TASK INSTRUCTIONS: Would you write out the entries below, every one of them, exactly?

□ □ □ □ □

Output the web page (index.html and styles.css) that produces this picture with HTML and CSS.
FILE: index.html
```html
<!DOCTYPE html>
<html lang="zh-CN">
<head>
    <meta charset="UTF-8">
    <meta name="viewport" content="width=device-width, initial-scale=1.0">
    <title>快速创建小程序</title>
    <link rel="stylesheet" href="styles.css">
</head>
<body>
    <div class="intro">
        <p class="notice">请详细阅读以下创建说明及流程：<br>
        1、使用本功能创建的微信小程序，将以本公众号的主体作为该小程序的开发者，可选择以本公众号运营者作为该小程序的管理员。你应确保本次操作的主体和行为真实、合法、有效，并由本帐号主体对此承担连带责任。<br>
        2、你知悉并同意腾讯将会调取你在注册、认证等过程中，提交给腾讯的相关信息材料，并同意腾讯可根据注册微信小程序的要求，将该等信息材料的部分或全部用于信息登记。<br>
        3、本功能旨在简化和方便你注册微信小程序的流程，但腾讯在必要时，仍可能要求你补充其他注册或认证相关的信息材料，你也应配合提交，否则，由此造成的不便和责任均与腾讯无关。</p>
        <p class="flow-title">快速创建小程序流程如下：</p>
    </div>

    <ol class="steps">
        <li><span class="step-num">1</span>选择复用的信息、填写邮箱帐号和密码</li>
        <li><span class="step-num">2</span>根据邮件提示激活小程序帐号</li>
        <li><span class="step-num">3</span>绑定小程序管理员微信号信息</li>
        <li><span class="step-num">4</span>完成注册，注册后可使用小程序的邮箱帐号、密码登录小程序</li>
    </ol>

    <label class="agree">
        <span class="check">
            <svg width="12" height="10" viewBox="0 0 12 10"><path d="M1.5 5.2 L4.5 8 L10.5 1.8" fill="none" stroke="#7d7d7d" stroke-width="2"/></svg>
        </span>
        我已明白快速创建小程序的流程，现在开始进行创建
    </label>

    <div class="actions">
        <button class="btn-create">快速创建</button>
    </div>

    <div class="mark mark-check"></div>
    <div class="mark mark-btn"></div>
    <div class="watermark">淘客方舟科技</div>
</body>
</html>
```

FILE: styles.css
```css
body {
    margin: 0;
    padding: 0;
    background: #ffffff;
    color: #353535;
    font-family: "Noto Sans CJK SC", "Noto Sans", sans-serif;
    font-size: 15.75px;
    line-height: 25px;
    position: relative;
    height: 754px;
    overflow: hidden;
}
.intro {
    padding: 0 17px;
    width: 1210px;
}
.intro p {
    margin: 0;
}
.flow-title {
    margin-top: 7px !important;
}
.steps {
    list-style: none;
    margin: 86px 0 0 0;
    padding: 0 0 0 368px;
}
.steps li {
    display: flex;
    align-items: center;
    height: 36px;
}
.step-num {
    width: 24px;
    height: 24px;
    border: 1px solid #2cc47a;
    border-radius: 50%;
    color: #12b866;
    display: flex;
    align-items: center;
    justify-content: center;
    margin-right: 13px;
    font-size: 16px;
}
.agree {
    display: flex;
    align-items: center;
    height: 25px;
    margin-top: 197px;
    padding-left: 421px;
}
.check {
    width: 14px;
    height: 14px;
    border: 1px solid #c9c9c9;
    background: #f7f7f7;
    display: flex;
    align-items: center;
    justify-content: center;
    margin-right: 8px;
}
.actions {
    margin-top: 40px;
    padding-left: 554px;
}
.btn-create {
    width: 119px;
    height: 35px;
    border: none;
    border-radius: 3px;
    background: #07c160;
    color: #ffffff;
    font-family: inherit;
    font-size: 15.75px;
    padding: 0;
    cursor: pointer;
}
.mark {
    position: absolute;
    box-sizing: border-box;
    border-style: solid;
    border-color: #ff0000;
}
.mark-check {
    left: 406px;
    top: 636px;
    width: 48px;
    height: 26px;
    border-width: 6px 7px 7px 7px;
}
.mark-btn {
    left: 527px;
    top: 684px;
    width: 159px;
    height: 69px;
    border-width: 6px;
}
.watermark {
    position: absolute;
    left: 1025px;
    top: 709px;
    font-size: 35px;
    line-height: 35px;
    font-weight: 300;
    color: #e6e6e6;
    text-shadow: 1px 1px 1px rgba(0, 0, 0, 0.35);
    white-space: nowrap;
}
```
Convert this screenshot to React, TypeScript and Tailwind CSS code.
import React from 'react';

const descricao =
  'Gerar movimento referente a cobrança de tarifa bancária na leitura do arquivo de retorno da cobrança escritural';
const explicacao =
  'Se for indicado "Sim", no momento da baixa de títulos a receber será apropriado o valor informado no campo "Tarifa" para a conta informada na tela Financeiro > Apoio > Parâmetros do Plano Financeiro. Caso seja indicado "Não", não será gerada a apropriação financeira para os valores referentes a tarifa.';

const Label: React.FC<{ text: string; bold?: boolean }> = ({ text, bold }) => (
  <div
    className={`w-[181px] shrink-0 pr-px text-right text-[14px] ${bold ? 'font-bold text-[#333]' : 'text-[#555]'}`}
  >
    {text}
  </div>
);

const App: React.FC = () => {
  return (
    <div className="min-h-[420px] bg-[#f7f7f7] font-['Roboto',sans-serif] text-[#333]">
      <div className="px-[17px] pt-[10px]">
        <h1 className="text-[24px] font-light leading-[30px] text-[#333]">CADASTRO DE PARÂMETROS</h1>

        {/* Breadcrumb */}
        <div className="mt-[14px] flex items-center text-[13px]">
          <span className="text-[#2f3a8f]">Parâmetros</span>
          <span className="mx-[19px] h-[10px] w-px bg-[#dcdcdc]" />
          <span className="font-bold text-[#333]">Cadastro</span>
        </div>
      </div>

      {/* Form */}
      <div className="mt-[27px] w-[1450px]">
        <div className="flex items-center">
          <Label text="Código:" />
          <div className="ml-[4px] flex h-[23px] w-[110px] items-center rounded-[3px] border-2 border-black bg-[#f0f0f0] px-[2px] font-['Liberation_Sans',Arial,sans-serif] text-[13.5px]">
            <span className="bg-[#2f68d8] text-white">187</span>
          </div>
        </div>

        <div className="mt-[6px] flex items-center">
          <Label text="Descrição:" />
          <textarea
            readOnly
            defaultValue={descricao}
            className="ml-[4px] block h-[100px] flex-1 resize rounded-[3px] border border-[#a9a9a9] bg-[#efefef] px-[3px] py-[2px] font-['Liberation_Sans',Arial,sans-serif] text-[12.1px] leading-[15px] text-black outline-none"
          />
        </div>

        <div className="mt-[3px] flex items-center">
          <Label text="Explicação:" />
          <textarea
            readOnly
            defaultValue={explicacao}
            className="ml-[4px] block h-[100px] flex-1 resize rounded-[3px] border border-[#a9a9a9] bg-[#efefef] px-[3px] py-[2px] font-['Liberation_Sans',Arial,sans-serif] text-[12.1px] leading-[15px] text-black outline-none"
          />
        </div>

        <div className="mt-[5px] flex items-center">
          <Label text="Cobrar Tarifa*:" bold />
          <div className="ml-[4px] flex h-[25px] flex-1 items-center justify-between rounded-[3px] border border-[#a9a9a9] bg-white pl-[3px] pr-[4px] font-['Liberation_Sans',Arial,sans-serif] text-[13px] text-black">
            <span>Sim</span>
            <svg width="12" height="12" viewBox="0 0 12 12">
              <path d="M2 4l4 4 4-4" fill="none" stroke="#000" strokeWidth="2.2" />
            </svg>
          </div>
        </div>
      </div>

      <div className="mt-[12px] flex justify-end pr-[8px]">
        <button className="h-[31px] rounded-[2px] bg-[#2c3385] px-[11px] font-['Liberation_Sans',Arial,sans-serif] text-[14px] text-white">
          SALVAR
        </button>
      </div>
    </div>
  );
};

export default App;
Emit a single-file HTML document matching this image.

□ □ □ □ □

ANSWER TO THIS EXERCISE:
Output the web page (index.html and styles.css) that produces this picture with HTML and CSS.
FILE: index.html
```html
<!DOCTYPE html>
<html lang="zh-CN">
<head>
    <meta charset="UTF-8">
    <meta name="viewport" content="width=device-width, initial-scale=1.0">
    <title>快速创建小程序</title>
    <link rel="stylesheet" href="styles.css">
</head>
<body>
    <div class="intro">
        <p class="notice">请详细阅读以下创建说明及流程：<br>
        1、使用本功能创建的微信小程序，将以本公众号的主体作为该小程序的开发者，可选择以本公众号运营者作为该小程序的管理员。你应确保本次操作的主体和行为真实、合法、有效，并由本帐号主体对此承担连带责任。<br>
        2、你知悉并同意腾讯将会调取你在注册、认证等过程中，提交给腾讯的相关信息材料，并同意腾讯可根据注册微信小程序的要求，将该等信息材料的部分或全部用于信息登记。<br>
        3、本功能旨在简化和方便你注册微信小程序的流程，但腾讯在必要时，仍可能要求你补充其他注册或认证相关的信息材料，你也应配合提交，否则，由此造成的不便和责任均与腾讯无关。</p>
        <p class="flow-title">快速创建小程序流程如下：</p>
    </div>

    <ol class="steps">
        <li><span class="step-num">1</span>选择复用的信息、填写邮箱帐号和密码</li>
        <li><span class="step-num">2</span>根据邮件提示激活小程序帐号</li>
        <li><span class="step-num">3</span>绑定小程序管理员微信号信息</li>
        <li><span class="step-num">4</span>完成注册，注册后可使用小程序的邮箱帐号、密码登录小程序</li>
    </ol>

    <label class="agree">
        <span class="check">
            <svg width="12" height="10" viewBox="0 0 12 10"><path d="M1.5 5.2 L4.5 8 L10.5 1.8" fill="none" stroke="#7d7d7d" stroke-width="2"/></svg>
        </span>
        我已明白快速创建小程序的流程，现在开始进行创建
    </label>

    <div class="actions">
        <button class="btn-create">快速创建</button>
    </div>

    <div class="mark mark-check"></div>
    <div class="mark mark-btn"></div>
    <div class="watermark">淘客方舟科技</div>
</body>
</html>
```

FILE: styles.css
```css
body {
    margin: 0;
    padding: 0;
    background: #ffffff;
    color: #353535;
    font-family: "Noto Sans CJK SC", "Noto Sans", sans-serif;
    font-size: 15.75px;
    line-height: 25px;
    position: relative;
    height: 754px;
    overflow: hidden;
}
.intro {
    padding: 0 17px;
    width: 1210px;
}
.intro p {
    margin: 0;
}
.flow-title {
    margin-top: 7px !important;
}
.steps {
    list-style: none;
    margin: 86px 0 0 0;
    padding: 0 0 0 368px;
}
.steps li {
    display: flex;
    align-items: center;
    height: 36px;
}
.step-num {
    width: 24px;
    height: 24px;
    border: 1px solid #2cc47a;
    border-radius: 50%;
    color: #12b866;
    display: flex;
    align-items: center;
    justify-content: center;
    margin-right: 13px;
    font-size: 16px;
}
.agree {
    display: flex;
    align-items: center;
    height: 25px;
    margin-top: 197px;
    padding-left: 421px;
}
.check {
    width: 14px;
    height: 14px;
    border: 1px solid #c9c9c9;
    background: #f7f7f7;
    display: flex;
    align-items: center;
    justify-content: center;
    margin-right: 8px;
}
.actions {
    margin-top: 40px;
    padding-left: 554px;
}
.btn-create {
    width: 119px;
    height: 35px;
    border: none;
    border-radius: 3px;
    background: #07c160;
    color: #ffffff;
    font-family: inherit;
    font-size: 15.75px;
    padding: 0;
    cursor: pointer;
}
.mark {
    position: absolute;
    box-sizing: border-box;
    border-style: solid;
    border-color: #ff0000;
}
.mark-check {
    left: 406px;
    top: 636px;
    width: 48px;
    height: 26px;
    border-width: 6px 7px 7px 7px;
}
.mark-btn {
    left: 527px;
    top: 684px;
    width: 159px;
    height: 69px;
    border-width: 6px;
}
.watermark {
    position: absolute;
    left: 1025px;
    top: 709px;
    font-size: 35px;
    line-height: 35px;
    font-weight: 300;
    color: #e6e6e6;
    text-shadow: 1px 1px 1px rgba(0, 0, 0, 0.35);
    white-space: nowrap;
}
```
Convert this screenshot to React, TypeScript and Tailwind CSS code.
import React from 'react';

const descricao =
  'Gerar movimento referente a cobrança de tarifa bancária na leitura do arquivo de retorno da cobrança escritural';
const explicacao =
  'Se for indicado "Sim", no momento da baixa de títulos a receber será apropriado o valor informado no campo "Tarifa" para a conta informada na tela Financeiro > Apoio > Parâmetros do Plano Financeiro. Caso seja indicado "Não", não será gerada a apropriação financeira para os valores referentes a tarifa.';

const Label: React.FC<{ text: string; bold?: boolean }> = ({ text, bold }) => (
  <div
    className={`w-[181px] shrink-0 pr-px text-right text-[14px] ${bold ? 'font-bold text-[#333]' : 'text-[#555]'}`}
  >
    {text}
  </div>
);

const App: React.FC = () => {
  return (
    <div className="min-h-[420px] bg-[#f7f7f7] font-['Roboto',sans-serif] text-[#333]">
      <div className="px-[17px] pt-[10px]">
        <h1 className="text-[24px] font-light leading-[30px] text-[#333]">CADASTRO DE PARÂMETROS</h1>

        {/* Breadcrumb */}
        <div className="mt-[14px] flex items-center text-[13px]">
          <span className="text-[#2f3a8f]">Parâmetros</span>
          <span className="mx-[19px] h-[10px] w-px bg-[#dcdcdc]" />
          <span className="font-bold text-[#333]">Cadastro</span>
        </div>
      </div>

      {/* Form */}
      <div className="mt-[27px] w-[1450px]">
        <div className="flex items-center">
          <Label text="Código:" />
          <div className="ml-[4px] flex h-[23px] w-[110px] items-center rounded-[3px] border-2 border-black bg-[#f0f0f0] px-[2px] font-['Liberation_Sans',Arial,sans-serif] text-[13.5px]">
            <span className="bg-[#2f68d8] text-white">187</span>
          </div>
        </div>

        <div className="mt-[6px] flex items-center">
          <Label text="Descrição:" />
          <textarea
            readOnly
            defaultValue={descricao}
            className="ml-[4px] block h-[100px] flex-1 resize rounded-[3px] border border-[#a9a9a9] bg-[#efefef] px-[3px] py-[2px] font-['Liberation_Sans',Arial,sans-serif] text-[12.1px] leading-[15px] text-black outline-none"
          />
        </div>

        <div className="mt-[3px] flex items-center">
          <Label text="Explicação:" />
          <textarea
            readOnly
            defaultValue={explicacao}
            className="ml-[4px] block h-[100px] flex-1 resize rounded-[3px] border border-[#a9a9a9] bg-[#efefef] px-[3px] py-[2px] font-['Liberation_Sans',Arial,sans-serif] text-[12.1px] leading-[15px] text-black outline-none"
          />
        </div>

        <div className="mt-[5px] flex items-center">
          <Label text="Cobrar Tarifa*:" bold />
          <div className="ml-[4px] flex h-[25px] flex-1 items-center justify-between rounded-[3px] border border-[#a9a9a9] bg-white pl-[3px] pr-[4px] font-['Liberation_Sans',Arial,sans-serif] text-[13px] text-black">
            <span>Sim</span>
            <svg width="12" height="12" viewBox="0 0 12 12">
              <path d="M2 4l4 4 4-4" fill="none" stroke="#000" strokeWidth="2.2" />
            </svg>
          </div>
        </div>
      </div>

      <div className="mt-[12px] flex justify-end pr-[8px]">
        <button className="h-[31px] rounded-[2px] bg-[#2c3385] px-[11px] font-['Liberation_Sans',Arial,sans-serif] text-[14px] text-white">
          SALVAR
        </button>
      </div>
    </div>
  );
};

export default App;
Emit a single-file HTML document matching this image.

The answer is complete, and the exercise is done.